Task objective ->
Return all lines below containing the word "styles".

Supplied information ->
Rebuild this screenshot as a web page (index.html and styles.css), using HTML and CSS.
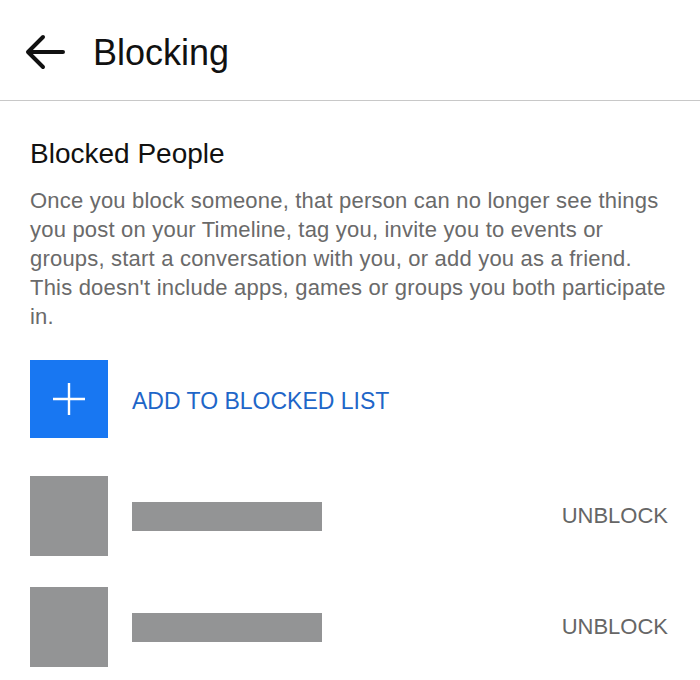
FILE: index.html
```html
<!DOCTYPE html>
<html lang="en">
<head>
    <meta charset="UTF-8">
    <title>Blocking</title>
    <link rel="stylesheet" href="styles.css">
</head>
<body>
    <div class="topbar">
        <svg class="back" width="44" height="40" viewBox="0 0 44 40">
            <path d="M40 20H6M20 5L5 20L20 35" fill="none" stroke="#111" stroke-width="4" stroke-linecap="round" stroke-linejoin="round"/>
        </svg>
        <h1>Blocking</h1>
    </div>
    <div class="content">
        <h2>Blocked People</h2>
        <p class="info">Once you block someone, that person can no longer see things<br>you post on your Timeline, tag you, invite you to events or<br>groups, start a conversation with you, or add you as a friend.<br>This doesn't include apps, games or groups you both participate<br>in.</p>
        <div class="add-row">
            <div class="add-icon">
                <svg width="34" height="34" viewBox="0 0 34 34">
                    <path d="M17 1V33M1 17H33" stroke="#fff" stroke-width="2.4"/>
                </svg>
            </div>
            <span class="add-label">ADD TO BLOCKED LIST</span>
        </div>
        <div class="person">
            <div class="avatar"></div>
            <div class="name-bar"></div>
            <span class="unblock">UNBLOCK</span>
        </div>
        <div class="person">
            <div class="avatar"></div>
            <div class="name-bar"></div>
            <span class="unblock">UNBLOCK</span>
        </div>
    </div>
</body>
</html>
```
FILE: styles.css
```css
body { margin: 0; font-family: "Liberation Sans", Arial, sans-serif; background: #fff; width: 700px; height: 680px; overflow: hidden; }
.topbar { height: 100px; display: flex; align-items: center; border-bottom: 1px solid #c8c8c8; padding-left: 23px; }
.back { margin-top: 4px; }
h1 { margin: 6px 0 0 26px; font-size: 36px; font-weight: normal; color: #111; }
.content { padding: 0 30px; }
h2 { margin: 37px 0 0; font-size: 28px; font-weight: normal; color: #111; line-height: 32px; }
.info { margin: 16px 0 0; font-size: 22px; line-height: 29px; color: #6a6a6a; letter-spacing: 0.2px; }
.add-row { display: flex; align-items: center; margin-top: 29px; }
.add-icon { width: 78px; height: 78px; background: #1877f2; display: flex; align-items: center; justify-content: center; }
.add-label { margin: 4px 0 0 24px; font-size: 23px; color: #1e66c8; }
.person { display: flex; align-items: center; margin-top: 38px; }
.person + .person { margin-top: 31px; }
.avatar { width: 78px; height: 80px; background: #939495; }
.name-bar { width: 190px; height: 29px; background: #939495; margin-left: 24px; }
.unblock { margin-left: auto; margin-right: 2px; font-size: 22px; color: #666; }
```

Task result ->
Rebuild this screenshot as a web page (index.html and styles.css), using HTML and CSS.
    <link rel="stylesheet" href="styles.css">
FILE: styles.css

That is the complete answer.